Starting Pitcher – Larry Gura
Although both Zack Greinke and Mark Gubicza won Cy Young Awards for the Royals, Larry Gura claimed the final spot in the starting rotation due to the greater number of quality seasons he posted during his time with the club. After being cast aside by both the Chicago Cubs and New York Yankees, Gura found a home in Kansas City, spending the 1976 to 1984 campaigns making significant contributions to the Royals. Gura became a regular member of Kansas City’s starting rotation in 1978, posting a record of 16-4 and an ERA of 2.72 in his first year as a full-time starter. The lefthander finished with double-digit victories in each of the next six seasons as well, winning 18 games on two separate occasions. Gura finished 18-10, with a 2.95 ERA and 16 complete games for Kansas City’s 1980 pennant-winning club. He left the Royals early in 1985 having compiled an overall record of 111-78 with them.
Closer – Dan Quisenberry
The Royals’ closer in both of their pennant-winning campaigns, Dan Quisenberry saved a total of 238 games for the team in just over eight full seasons. The right-hander posted 12 victories and a league-leading 33 saves for Kansas City’s 1980 A.L. championship squad, before going on to lead the league in saves in four of the next five seasons as well. Quisenberry also won eight games and saved 37 others for the 1985 world champions. He saved more than 40 games and compiled an ERA below 2.00 two times each. Jeff Montgomery will ably assist Quisenberry in the Kansas City bullpen.
Manager – Dick Howser
Whitey Herzog posted a higher winning percentage during his five years in Kansas City (.574 to .525), and he led the Royals to three straight A.L. West titles and two second-place finishes. But Dick Howser piloted the Royals to their only world championship.
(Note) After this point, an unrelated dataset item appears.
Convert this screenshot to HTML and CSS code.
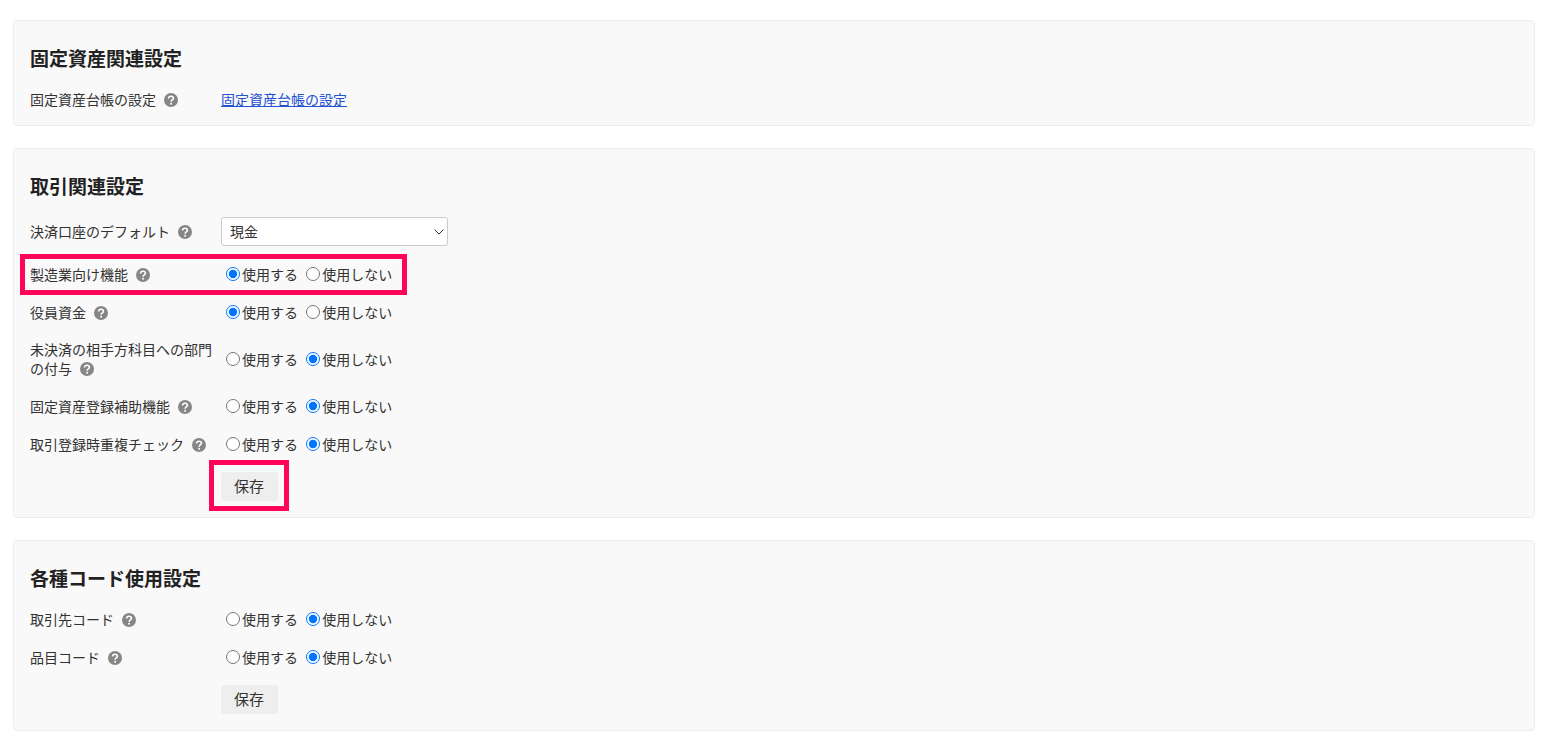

After leading Kansas City to 90 victories in 1982, Howser took a team far less talented than the one Herzog managed during the 1970s to the world championship in 1985. The Royals finished the regular season 91-71, before displaying the grit and determination of their manager by overcoming three-games-to-one deficits in both the ALCS and World Series, en route to winning the only World Series in franchise history.